start

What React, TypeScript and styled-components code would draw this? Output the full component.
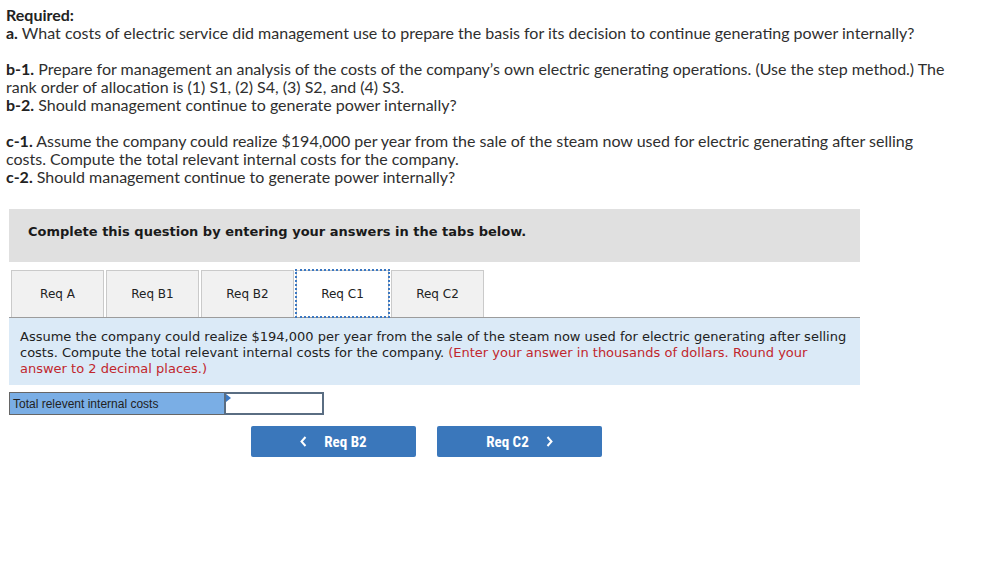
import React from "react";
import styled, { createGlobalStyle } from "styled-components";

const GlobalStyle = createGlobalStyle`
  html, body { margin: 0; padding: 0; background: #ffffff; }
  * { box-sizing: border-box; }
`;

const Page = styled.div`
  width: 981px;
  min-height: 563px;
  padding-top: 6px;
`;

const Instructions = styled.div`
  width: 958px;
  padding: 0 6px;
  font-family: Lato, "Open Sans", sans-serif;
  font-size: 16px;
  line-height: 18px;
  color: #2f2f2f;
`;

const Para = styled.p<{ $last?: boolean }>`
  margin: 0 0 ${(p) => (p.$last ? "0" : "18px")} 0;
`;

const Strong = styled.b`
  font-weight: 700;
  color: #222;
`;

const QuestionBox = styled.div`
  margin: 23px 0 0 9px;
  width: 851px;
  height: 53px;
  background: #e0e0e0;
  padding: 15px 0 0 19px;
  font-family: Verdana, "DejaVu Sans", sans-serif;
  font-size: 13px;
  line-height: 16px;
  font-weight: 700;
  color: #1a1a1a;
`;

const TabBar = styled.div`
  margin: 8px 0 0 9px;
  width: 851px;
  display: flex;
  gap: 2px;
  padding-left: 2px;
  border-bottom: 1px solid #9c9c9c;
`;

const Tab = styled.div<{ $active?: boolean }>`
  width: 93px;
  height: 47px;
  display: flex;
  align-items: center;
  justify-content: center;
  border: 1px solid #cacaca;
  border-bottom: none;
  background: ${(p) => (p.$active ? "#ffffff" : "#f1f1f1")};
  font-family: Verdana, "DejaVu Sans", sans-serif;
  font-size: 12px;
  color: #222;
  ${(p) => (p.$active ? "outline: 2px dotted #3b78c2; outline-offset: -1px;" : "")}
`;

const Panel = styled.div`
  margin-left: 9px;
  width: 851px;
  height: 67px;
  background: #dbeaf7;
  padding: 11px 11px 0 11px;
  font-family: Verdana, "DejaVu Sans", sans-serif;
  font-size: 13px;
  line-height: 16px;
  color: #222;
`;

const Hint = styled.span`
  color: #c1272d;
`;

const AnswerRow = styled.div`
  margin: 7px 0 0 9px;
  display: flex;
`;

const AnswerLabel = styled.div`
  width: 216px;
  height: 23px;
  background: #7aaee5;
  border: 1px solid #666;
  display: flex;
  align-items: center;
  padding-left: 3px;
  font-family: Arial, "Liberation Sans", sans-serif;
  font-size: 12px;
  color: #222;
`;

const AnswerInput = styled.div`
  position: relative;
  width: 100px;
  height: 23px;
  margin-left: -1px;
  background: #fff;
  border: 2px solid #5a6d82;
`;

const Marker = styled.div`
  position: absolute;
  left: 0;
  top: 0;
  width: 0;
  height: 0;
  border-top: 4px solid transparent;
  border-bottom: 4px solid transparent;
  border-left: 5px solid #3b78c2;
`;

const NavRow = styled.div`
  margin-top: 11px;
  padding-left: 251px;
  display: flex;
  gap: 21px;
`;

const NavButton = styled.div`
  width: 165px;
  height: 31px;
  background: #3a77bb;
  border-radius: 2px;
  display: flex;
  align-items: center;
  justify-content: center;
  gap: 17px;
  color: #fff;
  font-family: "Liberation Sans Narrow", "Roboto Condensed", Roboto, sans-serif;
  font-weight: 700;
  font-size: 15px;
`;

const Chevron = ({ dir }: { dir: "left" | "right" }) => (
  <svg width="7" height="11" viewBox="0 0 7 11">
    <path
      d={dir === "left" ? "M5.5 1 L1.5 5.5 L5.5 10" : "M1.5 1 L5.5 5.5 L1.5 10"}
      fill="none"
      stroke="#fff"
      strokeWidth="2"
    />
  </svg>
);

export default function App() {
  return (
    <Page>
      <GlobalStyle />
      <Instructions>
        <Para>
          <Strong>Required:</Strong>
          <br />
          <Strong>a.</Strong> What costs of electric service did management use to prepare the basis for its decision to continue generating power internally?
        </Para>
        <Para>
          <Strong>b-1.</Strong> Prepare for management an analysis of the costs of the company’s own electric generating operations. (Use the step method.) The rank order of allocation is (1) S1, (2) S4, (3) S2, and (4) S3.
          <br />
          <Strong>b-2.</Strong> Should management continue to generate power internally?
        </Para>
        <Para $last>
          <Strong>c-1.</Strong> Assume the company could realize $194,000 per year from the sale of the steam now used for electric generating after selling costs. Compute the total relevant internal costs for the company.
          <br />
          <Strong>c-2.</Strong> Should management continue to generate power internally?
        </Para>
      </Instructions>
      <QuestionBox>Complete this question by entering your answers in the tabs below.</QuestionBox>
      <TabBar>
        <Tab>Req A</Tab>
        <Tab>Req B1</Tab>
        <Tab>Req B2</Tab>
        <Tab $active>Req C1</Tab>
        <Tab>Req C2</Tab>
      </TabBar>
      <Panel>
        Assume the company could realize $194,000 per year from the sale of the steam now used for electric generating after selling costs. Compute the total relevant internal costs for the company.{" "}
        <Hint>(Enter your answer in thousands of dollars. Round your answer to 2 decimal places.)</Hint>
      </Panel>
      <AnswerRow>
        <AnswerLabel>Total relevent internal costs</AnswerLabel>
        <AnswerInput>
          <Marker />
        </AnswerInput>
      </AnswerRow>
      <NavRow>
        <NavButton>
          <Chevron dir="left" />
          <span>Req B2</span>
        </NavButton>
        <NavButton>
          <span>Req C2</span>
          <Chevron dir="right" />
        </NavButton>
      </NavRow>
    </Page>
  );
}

end

Go through the material above and print all of it exactly, except the pictures.

What React, TypeScript and styled-components code would draw this? Output the full component.
import React from "react";
import styled, { createGlobalStyle } from "styled-components";

const GlobalStyle = createGlobalStyle`
  html, body { margin: 0; padding: 0; background: #ffffff; }
  * { box-sizing: border-box; }
`;

const Page = styled.div`
  width: 981px;
  min-height: 563px;
  padding-top: 6px;
`;

const Instructions = styled.div`
  width: 958px;
  padding: 0 6px;
  font-family: Lato, "Open Sans", sans-serif;
  font-size: 16px;
  line-height: 18px;
  color: #2f2f2f;
`;

const Para = styled.p<{ $last?: boolean }>`
  margin: 0 0 ${(p) => (p.$last ? "0" : "18px")} 0;
`;

const Strong = styled.b`
  font-weight: 700;
  color: #222;
`;

const QuestionBox = styled.div`
  margin: 23px 0 0 9px;
  width: 851px;
  height: 53px;
  background: #e0e0e0;
  padding: 15px 0 0 19px;
  font-family: Verdana, "DejaVu Sans", sans-serif;
  font-size: 13px;
  line-height: 16px;
  font-weight: 700;
  color: #1a1a1a;
`;

const TabBar = styled.div`
  margin: 8px 0 0 9px;
  width: 851px;
  display: flex;
  gap: 2px;
  padding-left: 2px;
  border-bottom: 1px solid #9c9c9c;
`;

const Tab = styled.div<{ $active?: boolean }>`
  width: 93px;
  height: 47px;
  display: flex;
  align-items: center;
  justify-content: center;
  border: 1px solid #cacaca;
  border-bottom: none;
  background: ${(p) => (p.$active ? "#ffffff" : "#f1f1f1")};
  font-family: Verdana, "DejaVu Sans", sans-serif;
  font-size: 12px;
  color: #222;
  ${(p) => (p.$active ? "outline: 2px dotted #3b78c2; outline-offset: -1px;" : "")}
`;

const Panel = styled.div`
  margin-left: 9px;
  width: 851px;
  height: 67px;
  background: #dbeaf7;
  padding: 11px 11px 0 11px;
  font-family: Verdana, "DejaVu Sans", sans-serif;
  font-size: 13px;
  line-height: 16px;
  color: #222;
`;

const Hint = styled.span`
  color: #c1272d;
`;

const AnswerRow = styled.div`
  margin: 7px 0 0 9px;
  display: flex;
`;

const AnswerLabel = styled.div`
  width: 216px;
  height: 23px;
  background: #7aaee5;
  border: 1px solid #666;
  display: flex;
  align-items: center;
  padding-left: 3px;
  font-family: Arial, "Liberation Sans", sans-serif;
  font-size: 12px;
  color: #222;
`;

const AnswerInput = styled.div`
  position: relative;
  width: 100px;
  height: 23px;
  margin-left: -1px;
  background: #fff;
  border: 2px solid #5a6d82;
`;

const Marker = styled.div`
  position: absolute;
  left: 0;
  top: 0;
  width: 0;
  height: 0;
  border-top: 4px solid transparent;
  border-bottom: 4px solid transparent;
  border-left: 5px solid #3b78c2;
`;

const NavRow = styled.div`
  margin-top: 11px;
  padding-left: 251px;
  display: flex;
  gap: 21px;
`;

const NavButton = styled.div`
  width: 165px;
  height: 31px;
  background: #3a77bb;
  border-radius: 2px;
  display: flex;
  align-items: center;
  justify-content: center;
  gap: 17px;
  color: #fff;
  font-family: "Liberation Sans Narrow", "Roboto Condensed", Roboto, sans-serif;
  font-weight: 700;
  font-size: 15px;
`;

const Chevron = ({ dir }: { dir: "left" | "right" }) => (
  <svg width="7" height="11" viewBox="0 0 7 11">
    <path
      d={dir === "left" ? "M5.5 1 L1.5 5.5 L5.5 10" : "M1.5 1 L5.5 5.5 L1.5 10"}
      fill="none"
      stroke="#fff"
      strokeWidth="2"
    />
  </svg>
);

export default function App() {
  return (
    <Page>
      <GlobalStyle />
      <Instructions>
        <Para>
          <Strong>Required:</Strong>
          <br />
          <Strong>a.</Strong> What costs of electric service did management use to prepare the basis for its decision to continue generating power internally?
        </Para>
        <Para>
          <Strong>b-1.</Strong> Prepare for management an analysis of the costs of the company’s own electric generating operations. (Use the step method.) The rank order of allocation is (1) S1, (2) S4, (3) S2, and (4) S3.
          <br />
          <Strong>b-2.</Strong> Should management continue to generate power internally?
        </Para>
        <Para $last>
          <Strong>c-1.</Strong> Assume the company could realize $194,000 per year from the sale of the steam now used for electric generating after selling costs. Compute the total relevant internal costs for the company.
          <br />
          <Strong>c-2.</Strong> Should management continue to generate power internally?
        </Para>
      </Instructions>
      <QuestionBox>Complete this question by entering your answers in the tabs below.</QuestionBox>
      <TabBar>
        <Tab>Req A</Tab>
        <Tab>Req B1</Tab>
        <Tab>Req B2</Tab>
        <Tab $active>Req C1</Tab>
        <Tab>Req C2</Tab>
      </TabBar>
      <Panel>
        Assume the company could realize $194,000 per year from the sale of the steam now used for electric generating after selling costs. Compute the total relevant internal costs for the company.{" "}
        <Hint>(Enter your answer in thousands of dollars. Round your answer to 2 decimal places.)</Hint>
      </Panel>
      <AnswerRow>
        <AnswerLabel>Total relevent internal costs</AnswerLabel>
        <AnswerInput>
          <Marker />
        </AnswerInput>
      </AnswerRow>
      <NavRow>
        <NavButton>
          <Chevron dir="left" />
          <span>Req B2</span>
        </NavButton>
        <NavButton>
          <span>Req C2</span>
          <Chevron dir="right" />
        </NavButton>
      </NavRow>
    </Page>
  );
}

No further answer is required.